### Exercise instructions
Give the listing below again in full, exactly as written.

### Collected material
>> start

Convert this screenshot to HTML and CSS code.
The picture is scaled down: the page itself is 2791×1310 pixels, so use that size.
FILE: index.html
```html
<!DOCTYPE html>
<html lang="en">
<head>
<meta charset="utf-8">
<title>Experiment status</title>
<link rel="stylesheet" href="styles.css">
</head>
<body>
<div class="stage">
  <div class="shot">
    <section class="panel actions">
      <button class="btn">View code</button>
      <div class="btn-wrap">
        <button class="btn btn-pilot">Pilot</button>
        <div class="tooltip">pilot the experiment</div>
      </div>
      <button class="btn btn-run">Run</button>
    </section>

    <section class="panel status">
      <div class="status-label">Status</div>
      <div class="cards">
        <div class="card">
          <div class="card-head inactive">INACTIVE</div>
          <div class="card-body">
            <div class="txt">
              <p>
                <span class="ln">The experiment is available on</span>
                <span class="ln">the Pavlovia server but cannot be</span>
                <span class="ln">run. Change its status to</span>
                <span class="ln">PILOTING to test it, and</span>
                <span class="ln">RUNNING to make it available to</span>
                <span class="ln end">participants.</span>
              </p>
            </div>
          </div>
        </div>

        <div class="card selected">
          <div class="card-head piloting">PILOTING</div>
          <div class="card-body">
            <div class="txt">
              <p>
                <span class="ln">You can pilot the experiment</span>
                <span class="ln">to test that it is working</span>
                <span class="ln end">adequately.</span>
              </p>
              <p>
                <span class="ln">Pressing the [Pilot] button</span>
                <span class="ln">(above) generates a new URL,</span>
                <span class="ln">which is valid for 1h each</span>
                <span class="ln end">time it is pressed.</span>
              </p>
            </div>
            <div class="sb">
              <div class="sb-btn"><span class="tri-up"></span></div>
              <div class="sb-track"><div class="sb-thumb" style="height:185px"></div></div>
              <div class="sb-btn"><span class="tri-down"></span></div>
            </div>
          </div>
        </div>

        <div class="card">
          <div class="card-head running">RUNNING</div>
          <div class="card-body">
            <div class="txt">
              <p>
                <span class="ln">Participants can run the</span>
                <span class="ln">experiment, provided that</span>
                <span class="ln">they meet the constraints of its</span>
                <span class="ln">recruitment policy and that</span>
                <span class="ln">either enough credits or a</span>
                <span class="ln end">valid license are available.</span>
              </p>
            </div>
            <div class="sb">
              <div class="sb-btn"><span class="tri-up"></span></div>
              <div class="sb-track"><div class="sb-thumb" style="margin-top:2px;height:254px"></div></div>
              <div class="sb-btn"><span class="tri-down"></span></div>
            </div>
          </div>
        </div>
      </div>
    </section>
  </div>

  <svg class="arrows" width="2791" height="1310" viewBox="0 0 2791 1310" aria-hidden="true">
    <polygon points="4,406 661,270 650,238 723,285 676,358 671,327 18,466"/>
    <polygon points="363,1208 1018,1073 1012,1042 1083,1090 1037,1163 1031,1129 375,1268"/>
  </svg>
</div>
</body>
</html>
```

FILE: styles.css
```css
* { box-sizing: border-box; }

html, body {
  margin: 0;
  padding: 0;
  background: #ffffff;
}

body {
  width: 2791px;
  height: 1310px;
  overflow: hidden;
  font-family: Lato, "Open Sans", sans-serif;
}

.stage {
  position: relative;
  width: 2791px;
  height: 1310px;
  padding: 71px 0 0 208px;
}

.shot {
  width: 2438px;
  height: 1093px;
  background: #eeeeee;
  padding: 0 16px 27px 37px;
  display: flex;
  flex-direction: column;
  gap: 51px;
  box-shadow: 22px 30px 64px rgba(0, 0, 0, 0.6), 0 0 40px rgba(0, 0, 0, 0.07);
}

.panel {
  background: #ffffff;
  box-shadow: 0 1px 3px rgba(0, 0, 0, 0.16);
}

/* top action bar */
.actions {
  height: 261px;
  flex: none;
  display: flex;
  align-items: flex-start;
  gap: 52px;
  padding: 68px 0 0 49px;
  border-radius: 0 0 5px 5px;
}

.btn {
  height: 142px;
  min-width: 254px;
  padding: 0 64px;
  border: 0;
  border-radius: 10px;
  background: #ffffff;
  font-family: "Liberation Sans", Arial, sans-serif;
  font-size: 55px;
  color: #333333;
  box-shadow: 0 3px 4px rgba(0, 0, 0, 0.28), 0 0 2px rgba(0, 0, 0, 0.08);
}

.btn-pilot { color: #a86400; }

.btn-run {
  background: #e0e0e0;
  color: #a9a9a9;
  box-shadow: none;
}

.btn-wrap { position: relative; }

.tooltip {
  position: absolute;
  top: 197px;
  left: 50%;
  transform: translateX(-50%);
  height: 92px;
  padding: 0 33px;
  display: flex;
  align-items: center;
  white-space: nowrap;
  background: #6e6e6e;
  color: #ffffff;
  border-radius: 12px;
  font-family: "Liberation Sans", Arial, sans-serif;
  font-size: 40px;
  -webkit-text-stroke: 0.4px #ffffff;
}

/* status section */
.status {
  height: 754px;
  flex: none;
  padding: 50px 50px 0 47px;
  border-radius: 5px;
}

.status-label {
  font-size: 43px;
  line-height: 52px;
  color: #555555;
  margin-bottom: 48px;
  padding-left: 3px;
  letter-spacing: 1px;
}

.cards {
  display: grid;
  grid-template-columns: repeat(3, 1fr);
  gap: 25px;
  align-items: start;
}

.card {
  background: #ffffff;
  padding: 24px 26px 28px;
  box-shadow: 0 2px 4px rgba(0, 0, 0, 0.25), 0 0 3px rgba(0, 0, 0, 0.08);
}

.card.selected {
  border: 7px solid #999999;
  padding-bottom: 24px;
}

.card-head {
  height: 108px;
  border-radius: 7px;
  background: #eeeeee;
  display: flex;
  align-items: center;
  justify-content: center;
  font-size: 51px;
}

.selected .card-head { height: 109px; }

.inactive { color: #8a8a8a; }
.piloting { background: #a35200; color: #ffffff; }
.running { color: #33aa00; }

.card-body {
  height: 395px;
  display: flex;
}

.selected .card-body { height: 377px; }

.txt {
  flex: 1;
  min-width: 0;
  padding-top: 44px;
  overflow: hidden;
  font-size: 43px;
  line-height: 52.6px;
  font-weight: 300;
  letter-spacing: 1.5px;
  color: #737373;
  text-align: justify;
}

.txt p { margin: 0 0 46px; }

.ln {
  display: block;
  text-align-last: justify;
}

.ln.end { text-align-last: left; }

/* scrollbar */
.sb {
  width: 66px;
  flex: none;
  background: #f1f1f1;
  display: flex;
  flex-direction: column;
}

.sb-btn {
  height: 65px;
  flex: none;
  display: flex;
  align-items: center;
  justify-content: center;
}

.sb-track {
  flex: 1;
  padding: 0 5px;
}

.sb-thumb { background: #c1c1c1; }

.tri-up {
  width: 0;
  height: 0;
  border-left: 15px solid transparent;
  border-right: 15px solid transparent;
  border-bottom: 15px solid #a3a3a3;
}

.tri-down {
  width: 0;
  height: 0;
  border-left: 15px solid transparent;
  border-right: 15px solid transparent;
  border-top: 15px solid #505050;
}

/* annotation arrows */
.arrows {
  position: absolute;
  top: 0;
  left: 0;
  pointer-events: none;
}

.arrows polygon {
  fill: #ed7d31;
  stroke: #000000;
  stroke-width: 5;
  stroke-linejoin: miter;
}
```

>> end

### Response
Convert this screenshot to HTML and CSS code.
The picture is scaled down: the page itself is 2791×1310 pixels, so use that size.
FILE: index.html
```html
<!DOCTYPE html>
<html lang="en">
<head>
<meta charset="utf-8">
<title>Experiment status</title>
<link rel="stylesheet" href="styles.css">
</head>
<body>
<div class="stage">
  <div class="shot">
    <section class="panel actions">
      <button class="btn">View code</button>
      <div class="btn-wrap">
        <button class="btn btn-pilot">Pilot</button>
        <div class="tooltip">pilot the experiment</div>
      </div>
      <button class="btn btn-run">Run</button>
    </section>

    <section class="panel status">
      <div class="status-label">Status</div>
      <div class="cards">
        <div class="card">
          <div class="card-head inactive">INACTIVE</div>
          <div class="card-body">
            <div class="txt">
              <p>
                <span class="ln">The experiment is available on</span>
                <span class="ln">the Pavlovia server but cannot be</span>
                <span class="ln">run. Change its status to</span>
                <span class="ln">PILOTING to test it, and</span>
                <span class="ln">RUNNING to make it available to</span>
                <span class="ln end">participants.</span>
              </p>
            </div>
          </div>
        </div>

        <div class="card selected">
          <div class="card-head piloting">PILOTING</div>
          <div class="card-body">
            <div class="txt">
              <p>
                <span class="ln">You can pilot the experiment</span>
                <span class="ln">to test that it is working</span>
                <span class="ln end">adequately.</span>
              </p>
              <p>
                <span class="ln">Pressing the [Pilot] button</span>
                <span class="ln">(above) generates a new URL,</span>
                <span class="ln">which is valid for 1h each</span>
                <span class="ln end">time it is pressed.</span>
              </p>
            </div>
            <div class="sb">
              <div class="sb-btn"><span class="tri-up"></span></div>
              <div class="sb-track"><div class="sb-thumb" style="height:185px"></div></div>
              <div class="sb-btn"><span class="tri-down"></span></div>
            </div>
          </div>
        </div>

        <div class="card">
          <div class="card-head running">RUNNING</div>
          <div class="card-body">
            <div class="txt">
              <p>
                <span class="ln">Participants can run the</span>
                <span class="ln">experiment, provided that</span>
                <span class="ln">they meet the constraints of its</span>
                <span class="ln">recruitment policy and that</span>
                <span class="ln">either enough credits or a</span>
                <span class="ln end">valid license are available.</span>
              </p>
            </div>
            <div class="sb">
              <div class="sb-btn"><span class="tri-up"></span></div>
              <div class="sb-track"><div class="sb-thumb" style="margin-top:2px;height:254px"></div></div>
              <div class="sb-btn"><span class="tri-down"></span></div>
            </div>
          </div>
        </div>
      </div>
    </section>
  </div>

  <svg class="arrows" width="2791" height="1310" viewBox="0 0 2791 1310" aria-hidden="true">
    <polygon points="4,406 661,270 650,238 723,285 676,358 671,327 18,466"/>
    <polygon points="363,1208 1018,1073 1012,1042 1083,1090 1037,1163 1031,1129 375,1268"/>
  </svg>
</div>
</body>
</html>
```

FILE: styles.css
```css
* { box-sizing: border-box; }

html, body {
  margin: 0;
  padding: 0;
  background: #ffffff;
}

body {
  width: 2791px;
  height: 1310px;
  overflow: hidden;
  font-family: Lato, "Open Sans", sans-serif;
}

.stage {
  position: relative;
  width: 2791px;
  height: 1310px;
  padding: 71px 0 0 208px;
}

.shot {
  width: 2438px;
  height: 1093px;
  background: #eeeeee;
  padding: 0 16px 27px 37px;
  display: flex;
  flex-direction: column;
  gap: 51px;
  box-shadow: 22px 30px 64px rgba(0, 0, 0, 0.6), 0 0 40px rgba(0, 0, 0, 0.07);
}

.panel {
  background: #ffffff;
  box-shadow: 0 1px 3px rgba(0, 0, 0, 0.16);
}

/* top action bar */
.actions {
  height: 261px;
  flex: none;
  display: flex;
  align-items: flex-start;
  gap: 52px;
  padding: 68px 0 0 49px;
  border-radius: 0 0 5px 5px;
}

.btn {
  height: 142px;
  min-width: 254px;
  padding: 0 64px;
  border: 0;
  border-radius: 10px;
  background: #ffffff;
  font-family: "Liberation Sans", Arial, sans-serif;
  font-size: 55px;
  color: #333333;
  box-shadow: 0 3px 4px rgba(0, 0, 0, 0.28), 0 0 2px rgba(0, 0, 0, 0.08);
}

.btn-pilot { color: #a86400; }

.btn-run {
  background: #e0e0e0;
  color: #a9a9a9;
  box-shadow: none;
}

.btn-wrap { position: relative; }

.tooltip {
  position: absolute;
  top: 197px;
  left: 50%;
  transform: translateX(-50%);
  height: 92px;
  padding: 0 33px;
  display: flex;
  align-items: center;
  white-space: nowrap;
  background: #6e6e6e;
  color: #ffffff;
  border-radius: 12px;
  font-family: "Liberation Sans", Arial, sans-serif;
  font-size: 40px;
  -webkit-text-stroke: 0.4px #ffffff;
}

/* status section */
.status {
  height: 754px;
  flex: none;
  padding: 50px 50px 0 47px;
  border-radius: 5px;
}

.status-label {
  font-size: 43px;
  line-height: 52px;
  color: #555555;
  margin-bottom: 48px;
  padding-left: 3px;
  letter-spacing: 1px;
}

.cards {
  display: grid;
  grid-template-columns: repeat(3, 1fr);
  gap: 25px;
  align-items: start;
}

.card {
  background: #ffffff;
  padding: 24px 26px 28px;
  box-shadow: 0 2px 4px rgba(0, 0, 0, 0.25), 0 0 3px rgba(0, 0, 0, 0.08);
}

.card.selected {
  border: 7px solid #999999;
  padding-bottom: 24px;
}

.card-head {
  height: 108px;
  border-radius: 7px;
  background: #eeeeee;
  display: flex;
  align-items: center;
  justify-content: center;
  font-size: 51px;
}

.selected .card-head { height: 109px; }

.inactive { color: #8a8a8a; }
.piloting { background: #a35200; color: #ffffff; }
.running { color: #33aa00; }

.card-body {
  height: 395px;
  display: flex;
}

.selected .card-body { height: 377px; }

.txt {
  flex: 1;
  min-width: 0;
  padding-top: 44px;
  overflow: hidden;
  font-size: 43px;
  line-height: 52.6px;
  font-weight: 300;
  letter-spacing: 1.5px;
  color: #737373;
  text-align: justify;
}

.txt p { margin: 0 0 46px; }

.ln {
  display: block;
  text-align-last: justify;
}

.ln.end { text-align-last: left; }

/* scrollbar */
.sb {
  width: 66px;
  flex: none;
  background: #f1f1f1;
  display: flex;
  flex-direction: column;
}

.sb-btn {
  height: 65px;
  flex: none;
  display: flex;
  align-items: center;
  justify-content: center;
}

.sb-track {
  flex: 1;
  padding: 0 5px;
}

.sb-thumb { background: #c1c1c1; }

.tri-up {
  width: 0;
  height: 0;
  border-left: 15px solid transparent;
  border-right: 15px solid transparent;
  border-bottom: 15px solid #a3a3a3;
}

.tri-down {
  width: 0;
  height: 0;
  border-left: 15px solid transparent;
  border-right: 15px solid transparent;
  border-top: 15px solid #505050;
}

/* annotation arrows */
.arrows {
  position: absolute;
  top: 0;
  left: 0;
  pointer-events: none;
}

.arrows polygon {
  fill: #ed7d31;
  stroke: #000000;
  stroke-width: 5;
  stroke-linejoin: miter;
}
```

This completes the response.